Additional-Insured Endorsements – “You”
A typical additional-insured endorsement covers the additional insured, but only for damages “caused, in whole or in part, by your acts or omissions or the acts or omissions of those acting on your behalf in the performance of your ongoing operations.” Do the words “you” and “your” refer to the named insured, or the additional insured? In Employer Mutual Cas. Co. v. Shivam Trading, 5:16-58 (5/16/17), a Georgia federal district court finds that the words apply only to the named insured.
Property Insurance – Earth Movement Exclusion
The 2013 ISO earth movement exclusion in property insurance policies excludes damage “regardless of any cause or event that contributes concurrently or in any sequence to the ‘loss'” caused directly or indirectly by earthquake; any earth sinking, rising or shifting; landslide, or mine subsidence. In Erie Insurance Property and Casualty Company v. Chaber , 16-0490 (6/1/17), soil and rock slid down a hill, damaging the plaintiffs’ shop. The property insurer denied coverage because of the policy’s earth movement exclusion. The plaintiff insureds argued that improper excavation of the hillside, rather than natural causes, caused the slide; and that the exclusion did not unambiguously exclude damages for manmade causes. The lower court found the exclusion was ambiguous.
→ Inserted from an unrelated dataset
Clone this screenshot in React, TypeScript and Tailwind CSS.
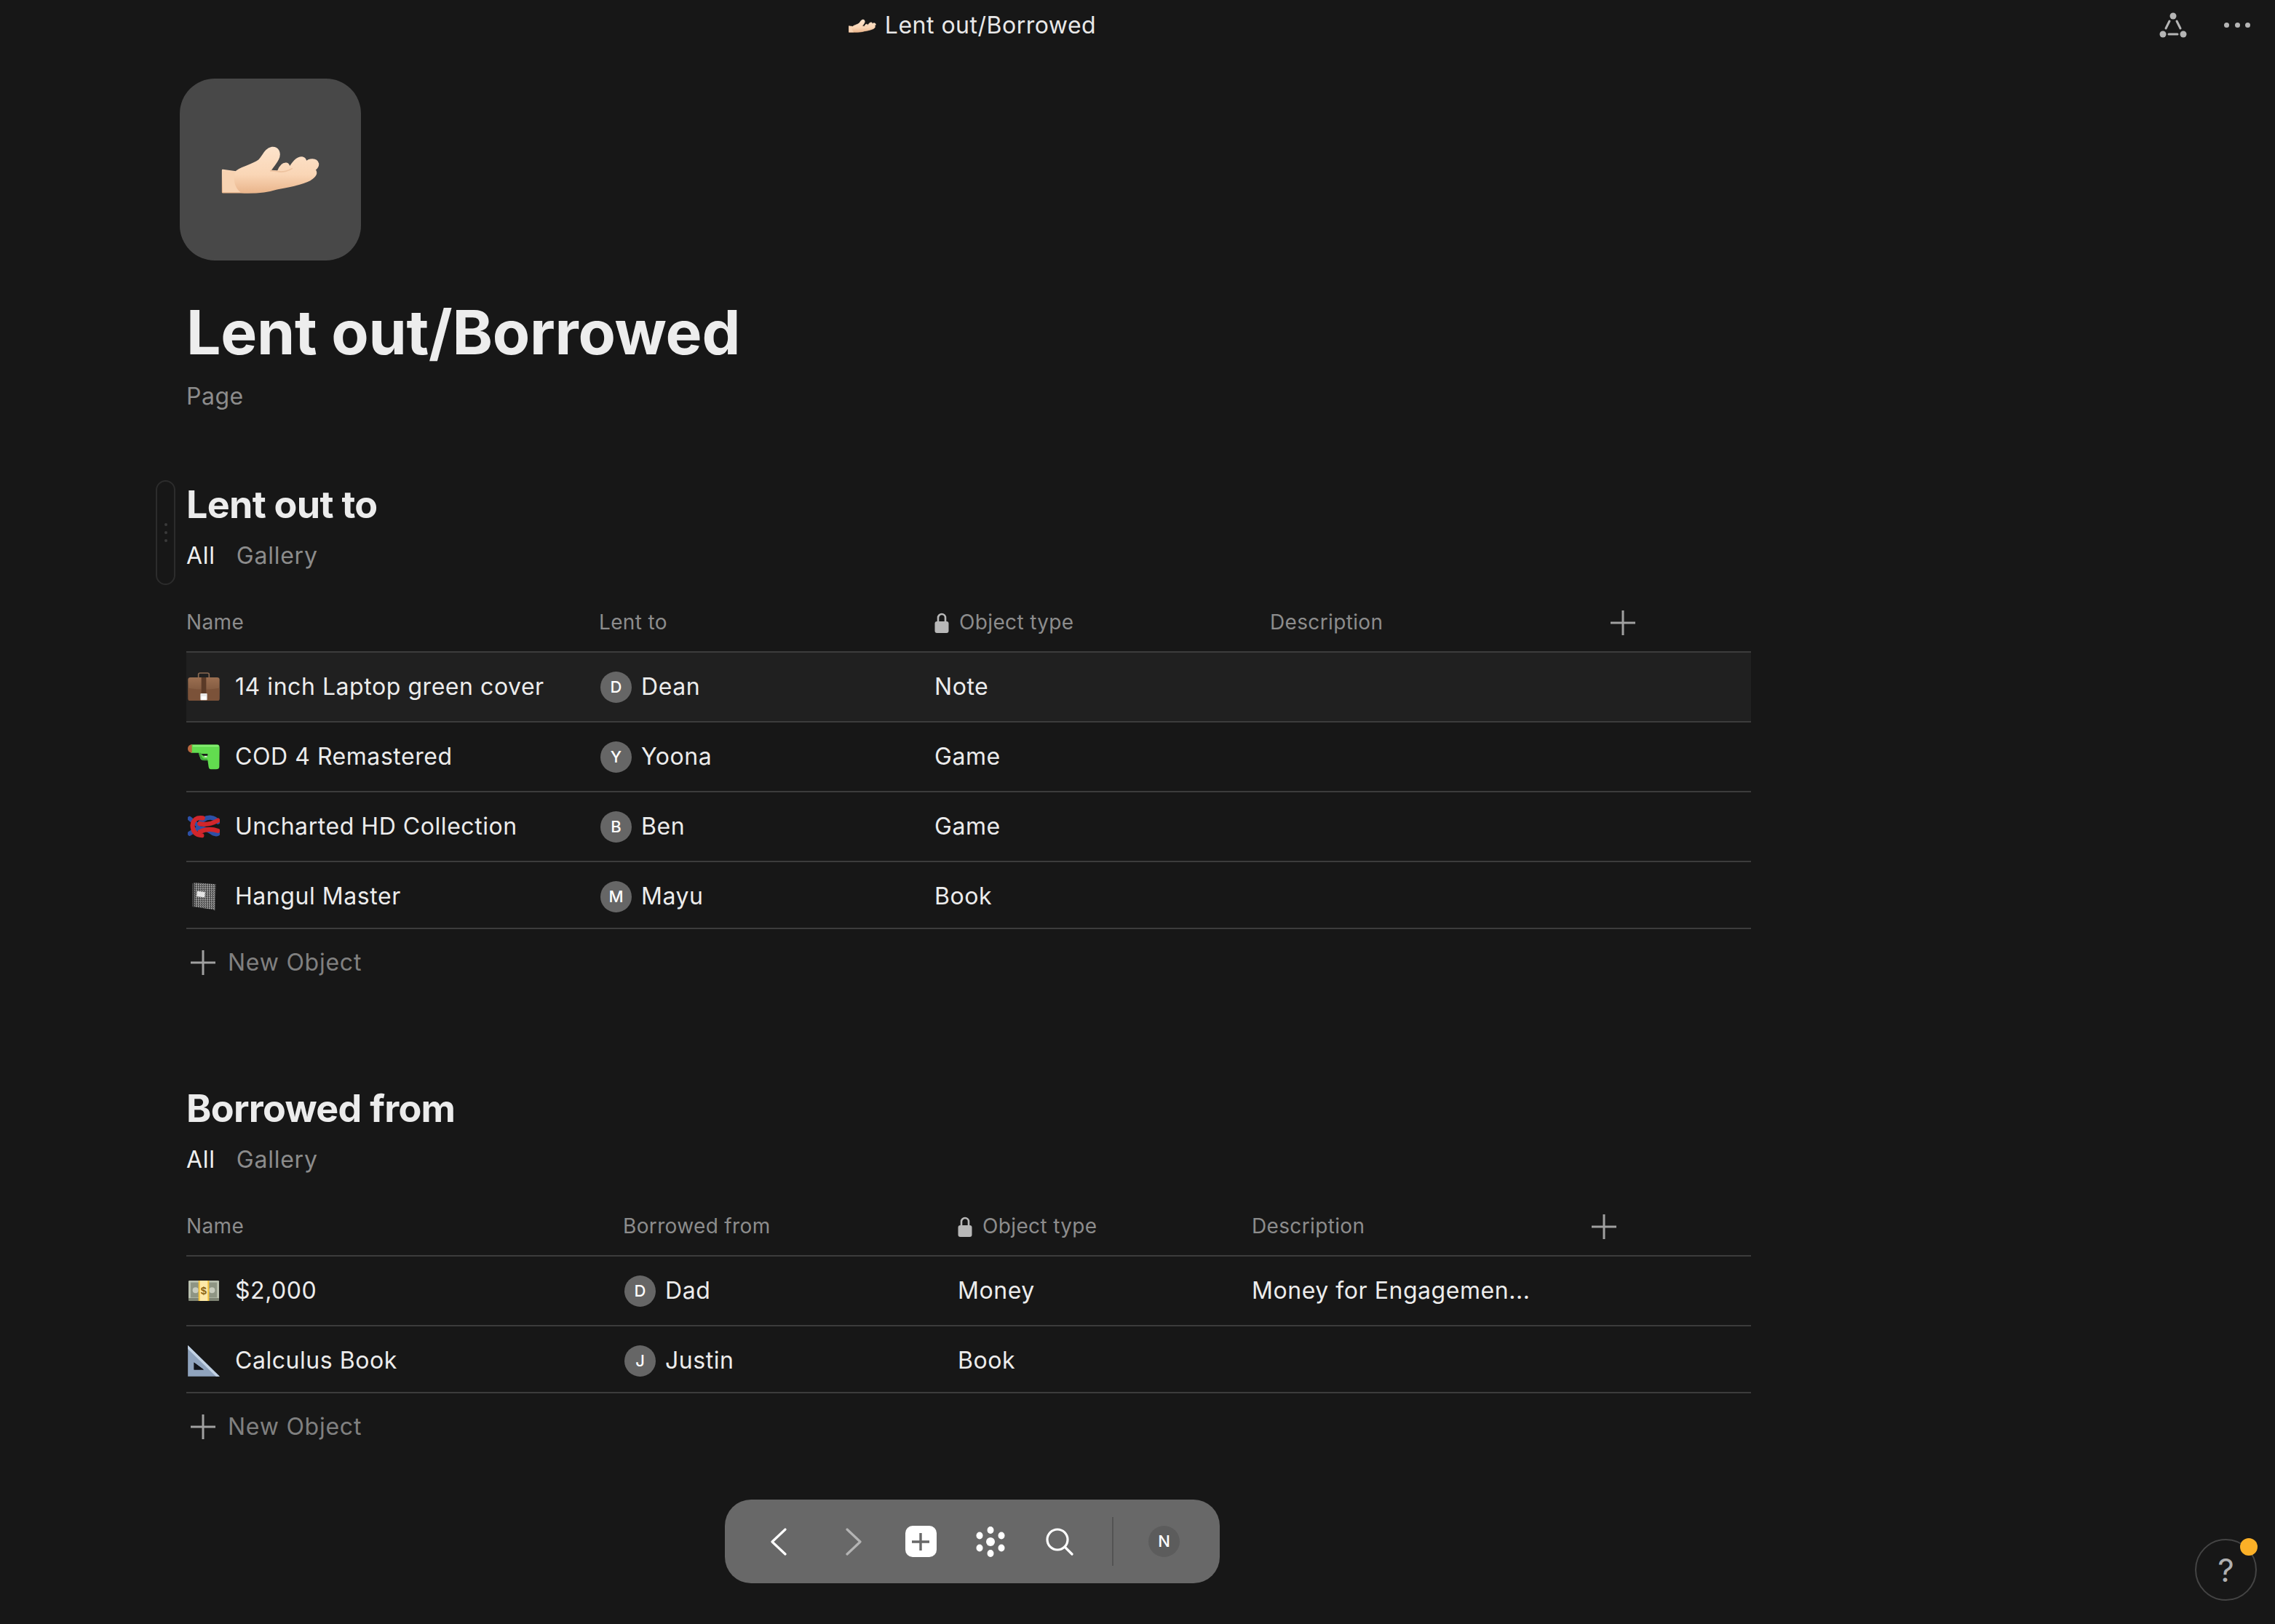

Reversing, the West Virginia Supreme Court of Appeals finds that the exclusion is not ambiguous and applies, regardless of whether the event was triggered by natural forces or negligent excavation.
Further, the exclusion contained an exception, which read:
But if Earth Movement, as described in 5.a. through 5.d. above results in fire, explosion, sprinkler leakage, volcanic action, or building glass breakage, we will pay for the “loss” or damage caused by such perils.